Era la misma época del surgimiento de las guerrillas inspiradas en Cuba y muchos caminos de ejércitos populares se cruzaban con los mismos objetivos que los religiosos. Camilo Torres cayó en Colombia por los años en que Ernesto Cardenal fundaba la colonia en Solentiname. En Bolivia, 99 sacerdotes y monjas firmaron el famoso manifiesto de 1973 denunciando a la dictadura de Hugo Banzer. ¡Qué tiempos aquellos!, ¡cuánto compromiso y cuántos sueños! Ahora, la memoria oficial borra esas historias.

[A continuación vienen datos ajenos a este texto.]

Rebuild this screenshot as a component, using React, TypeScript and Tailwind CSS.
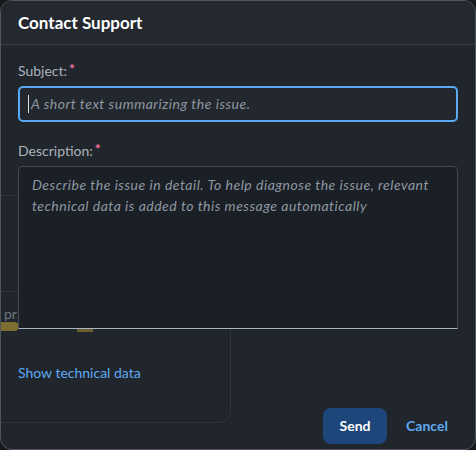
export default function App() {
  return (
    <div className="w-[476px] h-[450px] bg-[#17191d]" style={{ fontFamily: 'Lato, "Noto Sans", sans-serif' }}>
      <div className="relative flex h-full w-full flex-col overflow-hidden rounded-xl border border-[#50565e] bg-[#21252c]">
        {/* faint page content seen through the dialog */}
        <div className="pointer-events-none absolute inset-0">
          <div className="absolute left-[-20px] top-[194px] h-[228px] w-[250px] rounded-br-xl border border-[#30353c]" />
          <div className="absolute left-0 top-[290px] h-px w-[17px] bg-[#30353c]" />
          <span className="absolute left-[3px] top-[303px] text-sm text-[#6f7780]">pr</span>
          <div className="absolute left-[-6px] top-[321px] h-[9px] w-[24px] rounded-full bg-[#7d6d30]" />
          <div className="absolute left-[76px] top-[328px] h-[3px] w-[16px] bg-[#6b5f2f]" />
        </div>

        <div className="relative flex h-11 shrink-0 items-center border-b border-[#3a3f46] bg-[#24282f] px-[17px]">
          <h1 className="text-[17px] font-bold text-white">Contact Support</h1>
        </div>

        <div className="relative flex flex-1 flex-col px-[17px] pt-[17px]">
          <label className="flex h-[18px] items-center text-sm text-[#a9b3be]">
            Subject:<span className="ml-[2px] -mt-1 font-bold text-[#f4739f]">*</span>
          </label>
          <div className="mt-[6px] flex h-9 items-center rounded-[5px] border-2 border-[#5aa9f5] bg-[#23272e] px-[8px]">
            <span className="h-[18px] w-px bg-[#d9dee3]" />
            <span className="ml-[2px] text-sm italic tracking-[0.5px] text-[#8e98a3]">A short text summarizing the issue.</span>
          </div>

          <label className="mt-5 flex h-[18px] items-center text-sm text-[#a9b3be]">
            Description:<span className="ml-[2px] -mt-1 font-bold text-[#f4739f]">*</span>
          </label>
          <div className="mt-[6px] h-[163px] rounded-t-[5px] border border-[#454b53] border-b-[#a9b4be] bg-[#1b1f26] px-[13px] pt-[7px]">
            <p className="text-sm italic leading-[21px] tracking-[0.5px] text-[#8e98a3]">
              Describe the issue in detail. To help diagnose the issue, relevant technical data is added to this message automatically
            </p>
          </div>

          <a className="mt-[34px] text-sm text-[#5ea9f2]">Show technical data</a>
        </div>

        <div className="relative flex h-[46px] shrink-0 items-center justify-end gap-2 px-4">
          <button className="h-9 w-16 rounded-lg bg-[#1d477a] text-sm font-bold text-white">Send</button>
          <button className="h-9 w-16 rounded-lg text-sm font-bold text-[#5ea9f2]">Cancel</button>
        </div>
      </div>
    </div>
  )
}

Las tropas acusaban a los párrocos de comunistas y comenzaron a ingresar a los conventos, a torturar y violar a monjas, a matar o a desaparecer a laicos. Romero denunció todo aquello con voz firme y constante, más aún cuando asesinaron al combativo Padre Rutillo. Además, el Vaticano de Juan Pablo II también lo veía a él y a otros curas como peligrosos; oponían la Teología de la Reconciliación a la Teología de la Liberación.

Su cabeza tenía precio; ya se sabía que los paramilitares bajo el mando de Roberto D’Aubinsson estaban dispuestos a matarlo. Pero no se calló. Fue acribillado y la multitud que siguió su entierro también fue baleada en la plaza de la Catedral. Durante años, la oligarquía protegió a los asesinos e intentó diluir la figura de monseñor. Para los pobres, él ya fue santo desde siempre.

Hoy, su tumba está en una zona roja. Es difícil caminar hasta la plaza. Después de tanta sangre, los pobres siguen igual en Centroamérica. Lo peor, la izquierda en el poder resultó más corrupta que los antiguos fascistas. También sanguinaria, como Daniel Ortega en Nicaragua.